Выбрать главу

"Мы плохо еще распределяем бывшие латифундии", — жаловался высокопоставленный чиновник правительства. И раньше эта фраза не вызвала бы у нас ничего, кроме сочувствия или даже дружеского совета: мол, действительно, плохо еще, надо поактивнее распределять, а то промедление выйдет на пути строительства светлого будущего.

Лозунг "Грабь награбленное!" неизбежно выходил на первый план, как только такое "распределение" проходило свой первый этап. После него начиналось "перераспределение", улучшение социальной справедливости одних за счет ущемления своих противников и бывших соратников. Начинался жестокий, кошмарный дележ награбленного между бывшими соратниками. Этот период обычно объявлялся борьбой против фракционизма, против агентов мирового империализма, который не спит и засылает чуму антиправительственных настроений даже в среду самых верных. Они-то, самые верные, и гибли первыми, потому что захватывали именно то, что обычно нравилось всем, желающих-то ведь много, да и моральные запреты сняты — можно убивать, это уже не считается преступлением и грехом.

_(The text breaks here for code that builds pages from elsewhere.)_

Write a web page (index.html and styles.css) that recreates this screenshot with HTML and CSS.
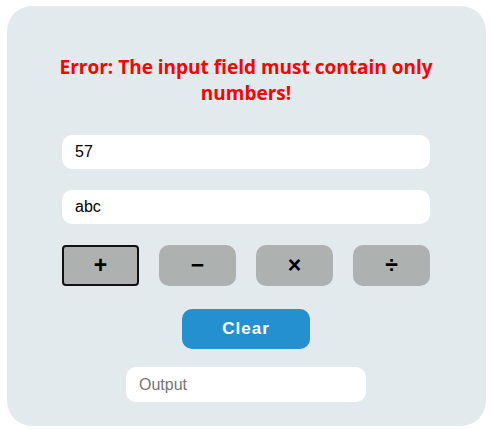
FILE: index.html
```html
<!DOCTYPE html>
<html>
<head>
<meta charset="utf-8">
<link rel="stylesheet" href="styles.css">
</head>
<body>
<div class="card">
  <h2 class="error">Error: The input field must contain only numbers!</h2>
  <input class="field" type="text" value="57">
  <input class="field" type="text" value="abc">
  <div class="ops">
    <button class="op focused">+</button>
    <button class="op">&minus;</button>
    <button class="op">&times;</button>
    <button class="op">&divide;</button>
  </div>
  <div class="clear-row"><button class="clear">Clear</button></div>
  <div class="out-row"><input class="output" type="text" placeholder="Output"></div>
</div>
</body>
</html>
```
FILE: styles.css
```css
html, body {
  margin: 0;
  padding: 0;
  background: #ffffff;
}
.card {
  box-sizing: border-box;
  margin: 6px 0 0 7px;
  width: 479px;
  height: 420px;
  background: #e3eaed;
  border-radius: 25px;
  padding: 48px 56px 0 55px;
  display: flex;
  flex-direction: column;
}
.error {
  margin: 0 -12px 29px -12px;
  color: #ff0000;
  font-family: "Open Sans", "Noto Sans", sans-serif;
  font-weight: 700;
  font-size: 19px;
  line-height: 26px;
  text-align: center;
  letter-spacing: 0;
}
.field {
  box-sizing: border-box;
  height: 34px;
  width: 368px;
  border: none;
  border-radius: 10px;
  background: #ffffff;
  padding: 0 13px;
  font-family: "Liberation Sans", Arial, sans-serif;
  font-size: 16px;
  color: #000;
  margin: 0 0 21px 0;
  outline: none;
}
.ops {
  display: flex;
  gap: 20px;
  width: 368px;
}
.op {
  box-sizing: border-box;
  width: 77px;
  height: 41px;
  border: none;
  border-radius: 10px;
  background: #adb2b0;
  font-family: "Liberation Sans", Arial, sans-serif;
  font-weight: 700;
  font-size: 23px;
  color: #000;
  padding: 0;
}
.op.focused {
  border: 2px solid #111111;
  border-radius: 4px;
}
.clear-row {
  display: flex;
  justify-content: center;
  width: 368px;
  margin-top: 23px;
}
.clear {
  width: 128px;
  height: 40px;
  border: none;
  border-radius: 10px;
  background: #2490d0;
  color: #ffffff;
  font-family: "Liberation Sans", Arial, sans-serif;
  font-weight: 700;
  font-size: 17px;
  letter-spacing: 1px;
  padding: 0;
}
.out-row {
  display: flex;
  justify-content: center;
  width: 368px;
  margin-top: 18px;
}
.output {
  box-sizing: border-box;
  width: 240px;
  height: 35px;
  border: none;
  border-radius: 10px;
  background: #ffffff;
  padding: 0 13px;
  font-family: "Liberation Sans", Arial, sans-serif;
  font-size: 16px;
  outline: none;
}
.output::placeholder {
  color: #757575;
}
```
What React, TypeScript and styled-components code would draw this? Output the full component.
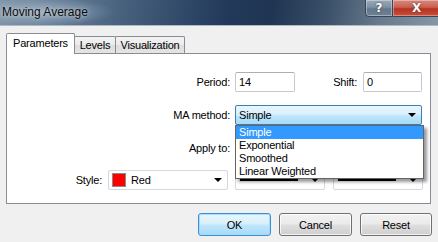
import React from "react";
import styled, { createGlobalStyle } from "styled-components";

const Global = createGlobalStyle`
  html, body { margin: 0; padding: 0; background: #f0f0f0; }
  body { font-family: "Liberation Sans", Arial, sans-serif; font-size: 11px; letter-spacing: -0.2px; color: #000; }
  * { box-sizing: border-box; }
`;

const Window = styled.div`
  width: 438px;
  height: 242px;
  display: flex;
  flex-direction: column;
  background: #f0f0f0;
  overflow: hidden;
`;

const TitleBar = styled.div`
  height: 26px;
  flex: none;
  display: flex;
  align-items: flex-start;
  border-bottom: 1px solid #aeb9c4;
  background:
    radial-gradient(ellipse 70px 14px at 45px 12px, rgba(190, 205, 220, 0.55), rgba(190, 205, 220, 0) 100%),
    linear-gradient(100deg, #8196aa 0%, #637c95 14%, #405a77 32%, #22395a 52%, #1f3552 62%, #3a4f68 74%, #66788b 86%, #8796a5 100%);
`;

const Title = styled.div`
  font-size: 12px;
  letter-spacing: 0;
  padding: 5px 0 0 2px;
  color: #0a0a0a;
  text-shadow: 0 0 6px rgba(255, 255, 255, 0.55), 0 0 2px rgba(255, 255, 255, 0.4);
`;

const Caption = styled.div`
  margin-left: auto;
  display: flex;
  margin-top: -1px;
  margin-right: -3px;
`;

const CapButton = styled.div<{ $close?: boolean }>`
  width: ${(p) => (p.$close ? 48 : 28)}px;
  height: 18px;
  display: flex;
  align-items: center;
  justify-content: center;
  color: #fff;
  font-family: "DejaVu Sans", sans-serif;
  font-weight: bold;
  font-size: 12px;
  text-shadow: 0 0 2px #333;
  border: 1px solid #35465a;
  border-left-width: ${(p) => (p.$close ? 0 : 1)}px;
  border-radius: ${(p) => (p.$close ? "0 0 4px 0" : "0 0 0 4px")};
  box-shadow: inset 0 0 0 1px rgba(255, 255, 255, 0.35);
  background: ${(p) =>
    p.$close
      ? "linear-gradient(#d8897e 0%, #c9604f 45%, #b8321f 55%, #c8503a 100%)"
      : "linear-gradient(#9aa9b8 0%, #7f90a2 45%, #63778c 55%, #6e8296 100%)"};
`;

const TabStrip = styled.div`
  display: flex;
  align-items: flex-end;
  height: 20px;
  margin-top: 7px;
  padding-left: 6px;
  position: relative;
  z-index: 1;
`;

const Tab = styled.div<{ $active?: boolean; $w: number }>`
  width: ${(p) => p.$w}px;
  height: ${(p) => (p.$active ? 21 : 17)}px;
  margin-bottom: ${(p) => (p.$active ? -1 : 0)}px;
  margin-left: ${(p) => (p.$active ? 0 : -1)}px;
  border: 1px solid #898c95;
  border-bottom: none;
  border-radius: 2px 2px 0 0;
  background: ${(p) =>
    p.$active ? "#fff" : "linear-gradient(#f3f3f3 0%, #ebebeb 50%, #dddddd 51%, #e4e4e4 100%)"};
  display: flex;
  align-items: center;
  justify-content: center;
  padding-bottom: ${(p) => (p.$active ? 3 : 0)}px;
  &:first-child { margin-left: 0; }
`;

const Panel = styled.div`
  margin-left: 6px;
  width: 425px;
  height: 151px;
  flex: none;
  border: 1px solid #898c95;
  background: #fff;
  padding: 18px 0 0 0;
  display: flex;
  flex-direction: column;
`;

const Row = styled.div<{ $top?: number; $raised?: boolean }>`
  display: flex;
  align-items: center;
  height: 20px;
  margin-top: ${(p) => p.$top ?? 0}px;
  position: relative;
  z-index: ${(p) => (p.$raised ? 3 : 1)};
`;

const Label = styled.div<{ $w: number; $gap?: number }>`
  width: ${(p) => p.$w}px;
  margin-right: ${(p) => p.$gap ?? 5}px;
  text-align: right;
  flex: none;
`;

const TextBox = styled.div<{ $w: number }>`
  width: ${(p) => p.$w}px;
  height: 20px;
  border: 1px solid #c5cad0;
  border-top-color: #abb0b6;
  border-radius: 2px;
  background: #fff;
  padding-left: 3px;
  display: flex;
  align-items: center;
`;

const Combo = styled.div<{ $w: number; $focus?: boolean; $ml?: number }>`
  position: relative;
  width: ${(p) => p.$w}px;
  height: 20px;
  margin-left: ${(p) => p.$ml ?? 0}px;
  flex: none;
  border: 1px solid ${(p) => (p.$focus ? "#3c7fb1" : "#d5d8dc")};
  border-radius: 2px;
  background: ${(p) =>
    p.$focus ? "linear-gradient(#eaf6fd 0%, #d9f0fc 45%, #bee6fd 55%, #a7d9f5 100%)" : "#fff"};
  display: flex;
  align-items: center;
  padding: 0 4px 0 3px;
  gap: 5px;
`;

const ComboText = styled.div`
  flex: 1;
`;

const Arrow = styled.div`
  width: 0;
  height: 0;
  border-left: 4px solid transparent;
  border-right: 4px solid transparent;
  border-top: 4px solid #000;
  margin-left: auto;
  margin-right: 1px;
  flex: none;
`;

const Swatch = styled.div`
  width: 14px;
  height: 14px;
  border: 1px solid #8a8a8a;
  background: #ff0000;
  flex: none;
`;

const LineSample = styled.div`
  flex: 1;
  height: 2px;
  background: #000;
  margin: 0 8px 0 1px;
`;

const DropList = styled.div`
  position: absolute;
  top: 19px;
  left: -1px;
  width: 189px;
  border: 1px solid #646464;
  background: #fff;
  z-index: 5;
  box-shadow: 3px 3px 3px rgba(0, 0, 0, 0.4);
`;

const Item = styled.div<{ $sel?: boolean }>`
  height: 13px;
  line-height: 13px;
  padding-left: 3px;
  background: ${(p) => (p.$sel ? "#3399ff" : "#fff")};
  color: ${(p) => (p.$sel ? "#fff" : "#000")};
`;

const ButtonRow = styled.div`
  display: flex;
  justify-content: flex-end;
  gap: 8px;
  padding-right: 6px;
  margin-top: 9px;
`;

const Button = styled.div<{ $default?: boolean; $w: number }>`
  width: ${(p) => p.$w}px;
  height: 23px;
  border-radius: 3px;
  border: 1px solid ${(p) => (p.$default ? "#3c8fd6" : "#707070")};
  background: ${(p) =>
    p.$default
      ? "linear-gradient(#eaf6fd 0%, #d9f0fc 45%, #bee6fd 55%, #a7d9f5 100%)"
      : "linear-gradient(#f2f2f2 0%, #ebebeb 45%, #dddddd 55%, #cfcfcf 100%)"};
  box-shadow: inset 0 0 0 1px ${(p) => (p.$default ? "rgba(160,220,250,0.9)" : "rgba(255,255,255,0.75)")};
  display: flex;
  align-items: center;
  justify-content: center;
`;

export default function App() {
  return (
    <>
      <Global />
      <Window>
        <TitleBar>
          <Title>Moving Average</Title>
          <Caption>
            <CapButton>?</CapButton>
            <CapButton $close>X</CapButton>
          </Caption>
        </TitleBar>
        <TabStrip>
          <Tab $active $w={69}>Parameters</Tab>
          <Tab $w={42}>Levels</Tab>
          <Tab $w={70}>Visualization</Tab>
        </TabStrip>
        <Panel>
          <Row>
            <Label $w={223}>Period:</Label>
            <TextBox $w={60}>14</TextBox>
            <Label $w={62} $gap={6}>Shift:</Label>
            <TextBox $w={59}>0</TextBox>
          </Row>
          <Row $top={13} $raised>
            <Label $w={223}>MA method:</Label>
            <Combo $w={187} $focus>
              <ComboText>Simple</ComboText>
              <Arrow />
              <DropList>
                <Item $sel>Simple</Item>
                <Item>Exponential</Item>
                <Item>Smoothed</Item>
                <Item>Linear Weighted</Item>
              </DropList>
            </Combo>
          </Row>
          <Row $top={13}>
            <Label $w={223}>Apply to:</Label>
            <Combo $w={187}>
              <Arrow />
            </Combo>
          </Row>
          <Row $top={12}>
            <Label $w={95} $gap={6}>Style:</Label>
            <Combo $w={120}>
              <Swatch />
              <ComboText>Red</ComboText>
              <Arrow />
            </Combo>
            <Combo $w={90} $ml={7}>
              <LineSample />
              <Arrow />
            </Combo>
            <Combo $w={90} $ml={8}>
              <LineSample />
              <Arrow />
            </Combo>
          </Row>
        </Panel>
        <ButtonRow>
          <Button $default $w={73}>OK</Button>
          <Button $w={73}>Cancel</Button>
          <Button $w={72}>Reset</Button>
        </ButtonRow>
      </Window>
    </>
  );
}
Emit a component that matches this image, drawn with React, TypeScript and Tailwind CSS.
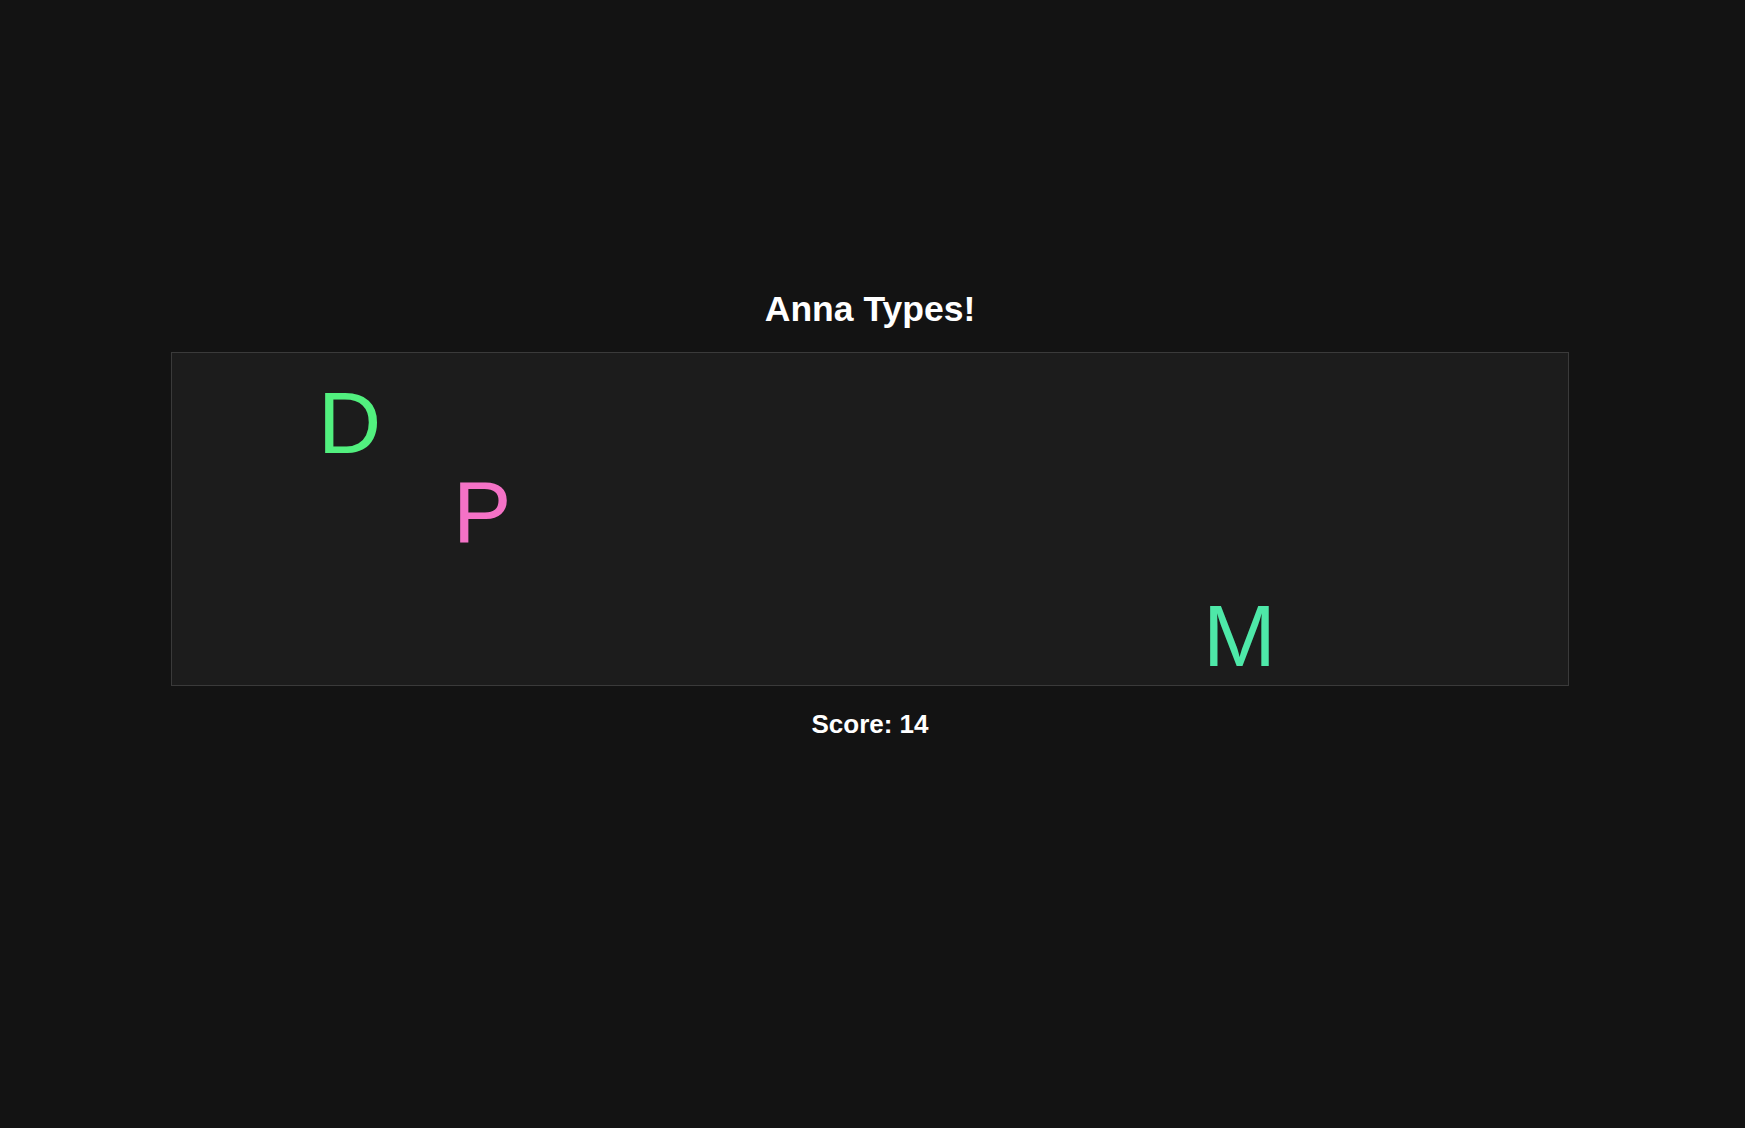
import React from 'react';

interface FallingLetter {
  char: string;
  left: number;
  top: number;
  color: string;
}

const letters: FallingLetter[] = [
  { char: 'D', left: 146, top: 27, color: 'text-[#52f07f]' },
  { char: 'P', left: 281, top: 116, color: 'text-[#f472c6]' },
  { char: 'M', left: 1031, top: 240, color: 'text-[#4ee8a8]' },
];

export default function App() {
  return (
    <div className="min-h-screen bg-[#131313] text-white font-['Liberation_Sans',Arial,sans-serif] pr-[5px]">
      <div className="flex flex-col items-center pt-[292px]">
        <h1 className="text-[35.5px] leading-none font-bold mb-[24.5px]">Anna Types!</h1>

        {/* play field */}
        <div className="relative w-[1398px] h-[334px] border border-[#3a3a3a] bg-[#1c1c1c] overflow-hidden">
          {letters.map((l) => (
            <span
              key={l.char}
              className={`absolute text-[87.5px] leading-none ${l.color}`}
              style={{ left: l.left, top: l.top }}
            >
              {l.char}
            </span>
          ))}
        </div>

        <p className="mt-[25px] text-[26px] leading-none font-bold">Score: 14</p>
      </div>
    </div>
  );
}
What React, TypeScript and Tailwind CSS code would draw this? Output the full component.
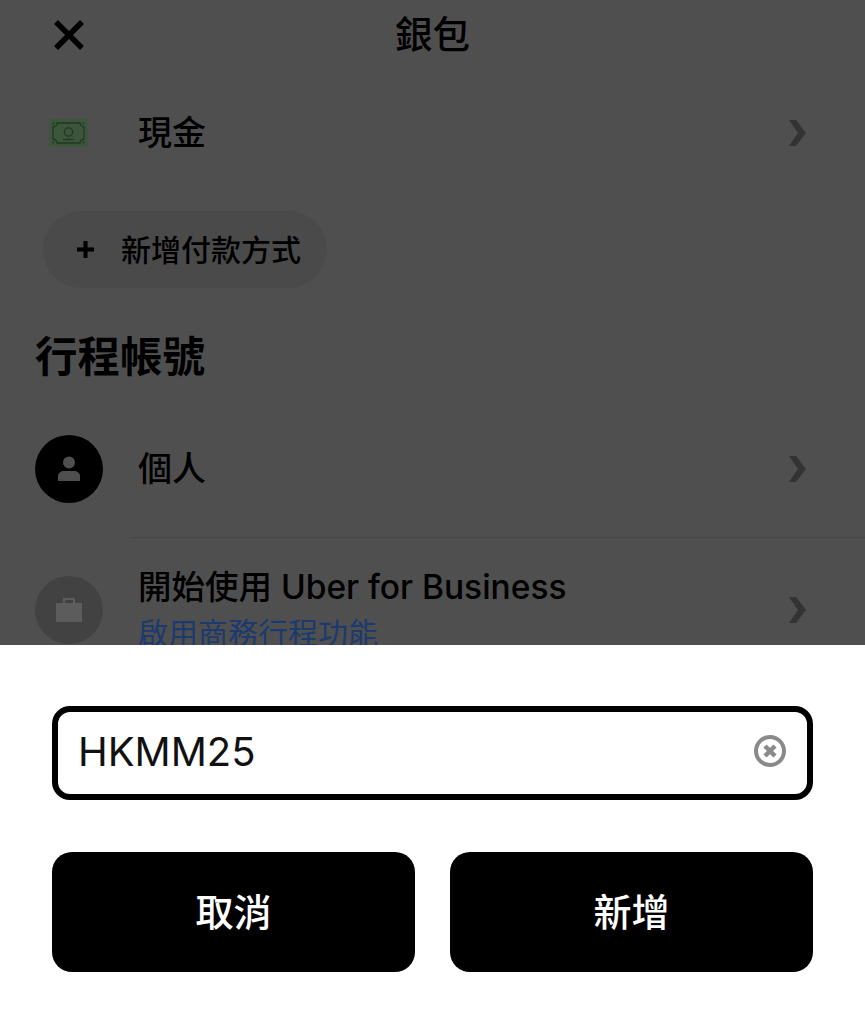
import { X, Plus } from "lucide-react"

const font = { fontFamily: '"Inter", "Noto Sans CJK TC", sans-serif' }

function Chevron() {
  return (
    <svg width="22" height="28" viewBox="0 0 22 28" className="shrink-0">
      <path d="M3 1h7l10 13-10 13H3l9-13z" fill="#333333" />
    </svg>
  )
}

function CashIcon() {
  return (
    <svg width="39" height="28" viewBox="0 0 39 28" className="shrink-0">
      <rect width="39" height="28" fill="#3c553c" />
      <path d="M8 4h23c0 2 1.500 3.500 4 4v12c-2.500 .5-4 2-4 4H8c0-2-1.500-3.500-4-4V8c2.500-.5 4-2 4-4z" fill="none" stroke="#1f3a1f" strokeWidth="1.3" />
      <circle cx="19.500" cy="13" r="4.200" fill="none" stroke="#1f3a1f" strokeWidth="1.300" />
      <path d="M14 20.500h11" stroke="#1f3a1f" strokeWidth="1.300" />
      <g fill="#1f3a1f">
        <circle cx="4.500" cy="4.500" r="1" />
        <circle cx="34.500" cy="4.500" r="1" />
        <circle cx="4.500" cy="23.500" r="1" />
        <circle cx="34.500" cy="23.500" r="1" />
      </g>
    </svg>
  )
}

export default function App() {
  return (
    <div className="w-[865px] h-[1024px] flex flex-col bg-white overflow-hidden" style={font}>
      <div className="h-[645px] bg-[#4f4f4f] overflow-hidden shrink-0 text-black">
        <div className="relative h-[70px] flex items-center justify-center">
          <X className="absolute left-[47px] top-[13px] w-[44px] h-[44px]" strokeWidth={3} strokeLinecap="square" color="#000" />
          <h1 className="text-[37.5px] leading-[70px] font-medium">銀包</h1>
        </div>

        <div className="h-[66px] mt-[30px] flex items-center pl-[49px] pr-[57px]">
          <CashIcon />
          <span className="ml-[50px] text-[34px] leading-none font-medium flex-1">現金</span>
          <Chevron />
        </div>

        <div className="mt-[45px] ml-[43px] w-[284px] h-[77px] rounded-full bg-[#4a4a4a] flex items-center pl-[28px]">
          <Plus className="w-[29px] h-[29px] shrink-0" strokeWidth={3.4} strokeLinecap="butt" color="#000" />
          <span className="ml-[21px] text-[30px] leading-none font-medium whitespace-nowrap">新增付款方式</span>
        </div>

        <h2 className="mt-[39px] ml-[35px] text-[42.5px] leading-[60px] font-bold">行程帳號</h2>

        <div className="mt-[48px] h-[68px] flex items-center pl-[35px] pr-[57px]">
          <div className="w-[68px] h-[68px] rounded-full bg-black flex items-center justify-center shrink-0">
            <svg width="24" height="26" viewBox="0 0 24 26">
              <circle cx="12" cy="6.500" r="6" fill="#4f4f4f" />
              <path d="M1 25v-5c0-3 3-5 6-5h10c3 0 6 2 6 5v5z" fill="#4f4f4f" />
            </svg>
          </div>
          <span className="ml-[35px] text-[34px] leading-none font-medium flex-1">個人</span>
          <Chevron />
        </div>

        <div className="mt-[34px] ml-[130px] h-px bg-[#474747]" />

        <div className="mt-[38px] h-[68px] flex items-center pl-[35px] pr-[57px]">
          <div className="w-[68px] h-[68px] rounded-full bg-[#424242] flex items-center justify-center shrink-0">
            <svg width="26" height="24" viewBox="0 0 26 24">
              <path d="M0 5h7V0h12v5h7v19H0zM9 2v3h8V2z" fill="#5c5c5c" fillRule="evenodd" />
            </svg>
          </div>
          <div className="ml-[35px] flex-1 -mt-[1px]">
            <div className="text-[33.5px] leading-[46px] font-medium whitespace-nowrap">開始使用 Uber for Business</div>
            <div className="text-[30px] leading-[46px] text-[#1c3a6e] whitespace-nowrap">啟用商務行程功能</div>
          </div>
          <Chevron />
        </div>
      </div>

      <div className="flex-1 px-[52px] pt-[61px]">
        <div className="h-[94px] rounded-[18px] border-[6px] border-black flex items-center pl-[20px] pr-[21px]">
          <span className="flex-1 text-[40px] leading-none text-[#111111] -mt-[3px]">HKMM25</span>
          <svg width="32" height="32" viewBox="0 0 32 32" className="shrink-0 -mt-[5px]">
            <circle cx="16" cy="16" r="14" fill="none" stroke="#8a8a8a" strokeWidth="4" />
            <path d="M11 11l10 10M21 11L11 21" stroke="#8a8a8a" strokeWidth="4.500" />
          </svg>
        </div>
        <div className="mt-[52px] grid grid-cols-2 gap-[35px]">
          <button className="h-[120px] rounded-[20px] bg-black text-white text-[38px] font-medium">取消</button>
          <button className="h-[120px] rounded-[20px] bg-black text-white text-[38px] font-medium">新增</button>
        </div>
      </div>
    </div>
  )
}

Напротив, тот, кто больше убил, становился героем, почитаемым человеком.

Его именем называли ту или иную мертвую улицу, мертвый дом.

"Отчего негодяи стоят за деспотизм? — записал в дневнике Лев Толстой. — Оттогд, что при идеальном правлении, воздающем по заслугам, им плохо".

Как все похоже в "заблудших странах"! И даже если скорость падения не у всех одинакова, не составляет труда предсказать, что ждет страну, решившуюся на очередной "социально-экономический эксперимент". Пока еще не было примера, чтобы страна так называемой социалистической ориентации смогла накормить своих граждан, поднять их благосостояние, стать примером мудрого правления для других.

У кого оружие — тот и прав. Это аксиома для современной африканской истории. Поэтому всегда старались накопить побольше оружия. Брали у всех, а поскольку в самом начале давали много и охотно, то брали гораздо больше, чем могло понадобиться. В результате во многих странах скопились такие арсеналы, что может хватить на долгие годы вперед. Так и произошло. Войны, начатые после независимости, не сравнимы ни по масштабам, ни по жертвам и разрушениям с тем, что когда-либо знала африканская история. Феодальные войны, истребительные войны, бессмысленные войны. Ведущиеся в то время, когда над всем континентом нависла угроза экономического коллапса, экологической катастрофы. За это прямую ответственность несут сами африканские лидеры, боровшиеся не за "народное счастье", а за собственную власть, и те державы, которые щедро снабжали их оружием и деньгами для ведения войны.

Во многих странах, которые по привычке именуются "прогрессивными", правящие режимы не контролируют значительную часть территории. Между тем они отказывают своим противникам в праве даже называть себя политической силой, не говоря уже о равноправном представительстве на возможных переговорах. Долгие годы нельзя было говорить о том, что перед этими странами стоит цель национального примирения. Сразу начинались обиды: о каком национальном примирении может идти речь? Ведь мы сражаемся против бандитов, против контрреволюционеров!

Себя же они считали истинными революционерами: что же, и в этом они не так далеко ушли от нас. В их понятии "революционер" — это тот, кто крушит все доставшееся ему в наследство, кто ведет нескончаемые войны, подавляет права человека и доводит свое население до первобытного состояния.

И совсем недаром они с радостью повторяли, что именно Октябрьская революция открыла им дорогу к светлому будущему. Это верно — к их личному светлому будущему. О народе в ходе таких революций никто не думает. Народ выступает как некая бесплотная сила, от имени которой вершатся преступления во имя той же бесплотной силы. Народ становится в ряд с языческими идолами, которым нужно приносить постоянные кровавые жертвы. Но сам же он и выступает в роли жертвы, которую его вожди приносили от его же имени и в его же интересах.